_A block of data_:
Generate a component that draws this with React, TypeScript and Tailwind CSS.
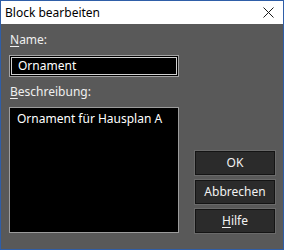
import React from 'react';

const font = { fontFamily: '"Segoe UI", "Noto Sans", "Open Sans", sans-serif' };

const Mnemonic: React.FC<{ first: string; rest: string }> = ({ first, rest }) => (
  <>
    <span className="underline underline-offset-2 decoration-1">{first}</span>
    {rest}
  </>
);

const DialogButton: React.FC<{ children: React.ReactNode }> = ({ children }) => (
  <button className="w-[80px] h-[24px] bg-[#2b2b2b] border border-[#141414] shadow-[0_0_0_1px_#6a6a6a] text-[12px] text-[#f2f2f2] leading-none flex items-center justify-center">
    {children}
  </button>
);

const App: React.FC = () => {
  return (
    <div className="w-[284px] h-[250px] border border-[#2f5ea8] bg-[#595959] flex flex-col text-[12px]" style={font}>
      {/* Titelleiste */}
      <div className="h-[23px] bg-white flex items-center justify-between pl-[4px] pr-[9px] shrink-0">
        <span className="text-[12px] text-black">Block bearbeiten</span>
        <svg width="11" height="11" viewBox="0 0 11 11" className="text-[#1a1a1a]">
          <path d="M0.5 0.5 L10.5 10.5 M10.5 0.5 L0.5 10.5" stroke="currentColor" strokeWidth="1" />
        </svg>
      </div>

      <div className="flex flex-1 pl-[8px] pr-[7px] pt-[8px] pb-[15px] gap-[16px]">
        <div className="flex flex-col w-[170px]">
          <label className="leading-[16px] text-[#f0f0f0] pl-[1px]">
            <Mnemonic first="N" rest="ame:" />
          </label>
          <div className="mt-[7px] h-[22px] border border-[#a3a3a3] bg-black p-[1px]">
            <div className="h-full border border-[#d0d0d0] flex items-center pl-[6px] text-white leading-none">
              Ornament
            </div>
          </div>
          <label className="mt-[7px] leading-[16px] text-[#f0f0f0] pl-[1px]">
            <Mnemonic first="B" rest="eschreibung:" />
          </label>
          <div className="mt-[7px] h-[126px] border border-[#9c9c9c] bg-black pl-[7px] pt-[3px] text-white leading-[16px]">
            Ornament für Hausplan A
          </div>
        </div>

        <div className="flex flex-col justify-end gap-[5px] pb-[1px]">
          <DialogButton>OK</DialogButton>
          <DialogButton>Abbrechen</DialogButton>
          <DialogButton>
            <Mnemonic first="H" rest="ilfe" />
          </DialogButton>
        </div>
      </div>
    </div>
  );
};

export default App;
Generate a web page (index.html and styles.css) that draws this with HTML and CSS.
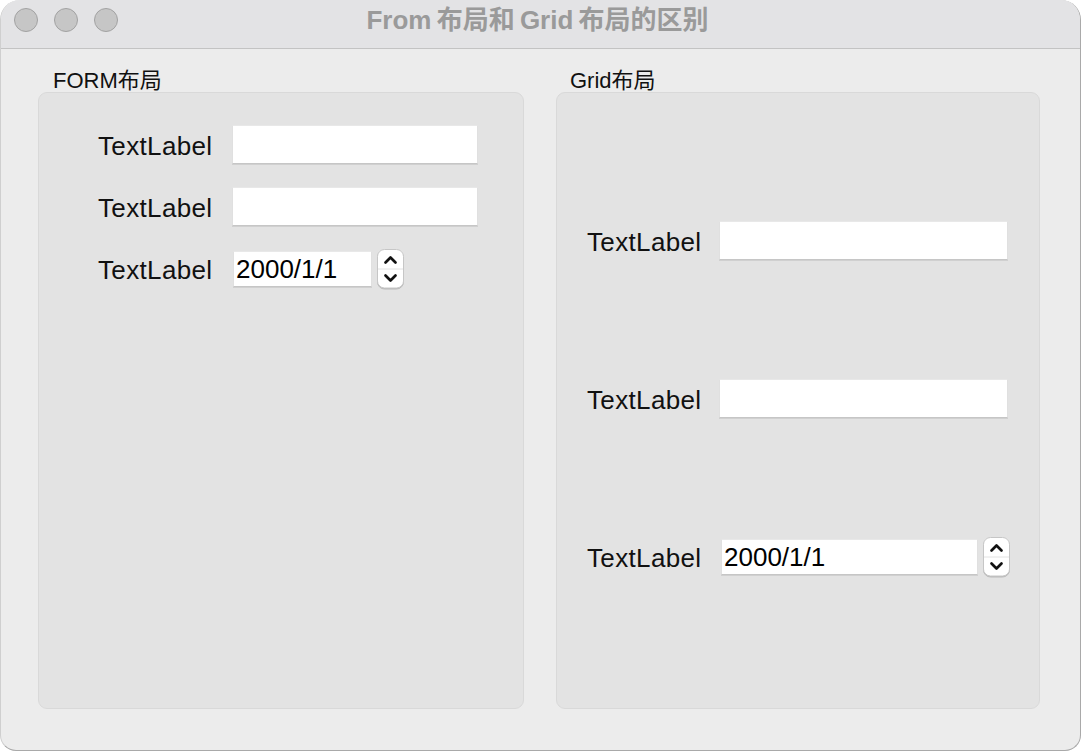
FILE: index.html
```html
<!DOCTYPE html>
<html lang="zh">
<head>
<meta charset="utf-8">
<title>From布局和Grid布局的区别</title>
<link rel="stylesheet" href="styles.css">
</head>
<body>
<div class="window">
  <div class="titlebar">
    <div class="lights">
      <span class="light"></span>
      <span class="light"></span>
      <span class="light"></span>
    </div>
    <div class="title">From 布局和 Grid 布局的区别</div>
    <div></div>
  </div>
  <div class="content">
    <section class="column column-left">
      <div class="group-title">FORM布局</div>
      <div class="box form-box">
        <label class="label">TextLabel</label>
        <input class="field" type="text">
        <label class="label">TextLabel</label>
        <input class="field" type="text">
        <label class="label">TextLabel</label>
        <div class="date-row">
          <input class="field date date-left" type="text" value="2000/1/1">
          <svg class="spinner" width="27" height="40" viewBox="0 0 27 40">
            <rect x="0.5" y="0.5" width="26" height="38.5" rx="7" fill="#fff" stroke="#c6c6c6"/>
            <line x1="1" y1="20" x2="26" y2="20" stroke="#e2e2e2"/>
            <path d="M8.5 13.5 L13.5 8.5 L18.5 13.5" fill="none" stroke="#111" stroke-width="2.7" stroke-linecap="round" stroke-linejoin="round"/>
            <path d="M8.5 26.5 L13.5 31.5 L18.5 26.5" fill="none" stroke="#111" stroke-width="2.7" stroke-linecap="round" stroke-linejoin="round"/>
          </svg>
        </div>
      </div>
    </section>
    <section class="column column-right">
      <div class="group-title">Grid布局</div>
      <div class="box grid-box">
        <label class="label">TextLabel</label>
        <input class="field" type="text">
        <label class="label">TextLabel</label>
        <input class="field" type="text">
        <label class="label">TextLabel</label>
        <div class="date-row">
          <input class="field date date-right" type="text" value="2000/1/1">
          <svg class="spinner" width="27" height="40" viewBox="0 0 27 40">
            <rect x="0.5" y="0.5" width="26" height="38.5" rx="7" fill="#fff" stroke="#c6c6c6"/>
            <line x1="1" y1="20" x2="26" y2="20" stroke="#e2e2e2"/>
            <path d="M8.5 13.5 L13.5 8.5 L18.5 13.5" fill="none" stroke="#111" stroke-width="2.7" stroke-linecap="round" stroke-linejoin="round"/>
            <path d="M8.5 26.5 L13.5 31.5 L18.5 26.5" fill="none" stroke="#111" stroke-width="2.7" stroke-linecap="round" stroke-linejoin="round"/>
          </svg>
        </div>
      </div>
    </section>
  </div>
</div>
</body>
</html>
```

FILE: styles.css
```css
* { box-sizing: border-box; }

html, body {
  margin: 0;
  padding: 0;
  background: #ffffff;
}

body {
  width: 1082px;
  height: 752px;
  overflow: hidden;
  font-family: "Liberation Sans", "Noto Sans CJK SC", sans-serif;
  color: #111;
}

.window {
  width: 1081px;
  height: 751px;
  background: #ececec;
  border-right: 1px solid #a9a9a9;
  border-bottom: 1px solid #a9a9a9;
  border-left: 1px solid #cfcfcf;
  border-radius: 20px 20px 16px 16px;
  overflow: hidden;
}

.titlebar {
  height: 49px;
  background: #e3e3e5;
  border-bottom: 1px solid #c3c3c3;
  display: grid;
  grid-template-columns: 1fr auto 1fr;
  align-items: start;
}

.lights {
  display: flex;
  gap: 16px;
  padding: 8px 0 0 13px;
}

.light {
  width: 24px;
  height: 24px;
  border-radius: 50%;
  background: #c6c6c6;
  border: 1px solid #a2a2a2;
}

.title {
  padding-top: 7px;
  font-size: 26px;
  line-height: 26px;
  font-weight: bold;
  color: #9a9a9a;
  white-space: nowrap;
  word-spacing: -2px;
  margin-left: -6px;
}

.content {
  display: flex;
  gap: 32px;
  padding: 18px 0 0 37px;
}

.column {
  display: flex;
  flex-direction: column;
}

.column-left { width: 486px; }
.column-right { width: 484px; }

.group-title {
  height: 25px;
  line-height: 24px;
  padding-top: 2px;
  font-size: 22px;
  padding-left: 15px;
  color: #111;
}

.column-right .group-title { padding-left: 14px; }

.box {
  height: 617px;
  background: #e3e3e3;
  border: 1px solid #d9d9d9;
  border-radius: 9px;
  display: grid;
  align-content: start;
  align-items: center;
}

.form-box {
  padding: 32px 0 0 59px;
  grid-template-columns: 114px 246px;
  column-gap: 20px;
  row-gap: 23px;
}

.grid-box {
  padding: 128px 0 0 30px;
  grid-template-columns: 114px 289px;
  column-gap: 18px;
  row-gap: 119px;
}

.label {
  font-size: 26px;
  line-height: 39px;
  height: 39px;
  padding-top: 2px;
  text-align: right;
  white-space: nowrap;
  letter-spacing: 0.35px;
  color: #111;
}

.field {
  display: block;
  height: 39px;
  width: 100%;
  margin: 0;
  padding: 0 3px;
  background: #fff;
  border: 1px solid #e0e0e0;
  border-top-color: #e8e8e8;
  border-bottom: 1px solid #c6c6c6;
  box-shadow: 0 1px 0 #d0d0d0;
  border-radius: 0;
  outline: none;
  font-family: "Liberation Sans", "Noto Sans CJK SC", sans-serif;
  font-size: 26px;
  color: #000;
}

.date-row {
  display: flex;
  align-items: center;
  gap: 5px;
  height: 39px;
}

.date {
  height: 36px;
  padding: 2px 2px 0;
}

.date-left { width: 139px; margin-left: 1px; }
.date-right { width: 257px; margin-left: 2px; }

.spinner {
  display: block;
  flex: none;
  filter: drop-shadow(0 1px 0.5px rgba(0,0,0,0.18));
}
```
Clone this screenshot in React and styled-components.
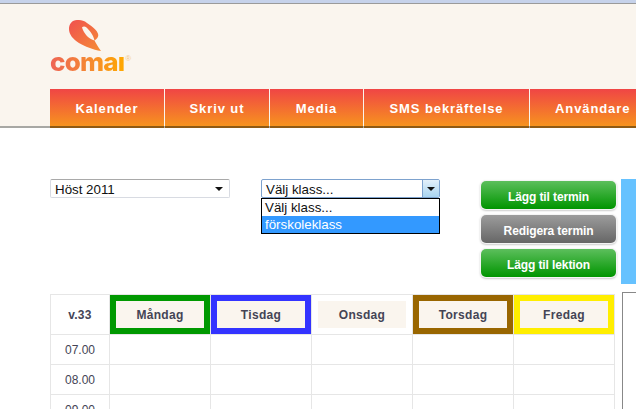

_EXERCISE REQUIREMENTS_: Reproduce each line of the entries in which the word "this" is found.

_EXPECTED OUTPUT_:
Generate a component that draws this with React, TypeScript and Tailwind CSS.
Generate a web page (index.html and styles.css) that draws this with HTML and CSS.
Clone this screenshot in React and styled-components.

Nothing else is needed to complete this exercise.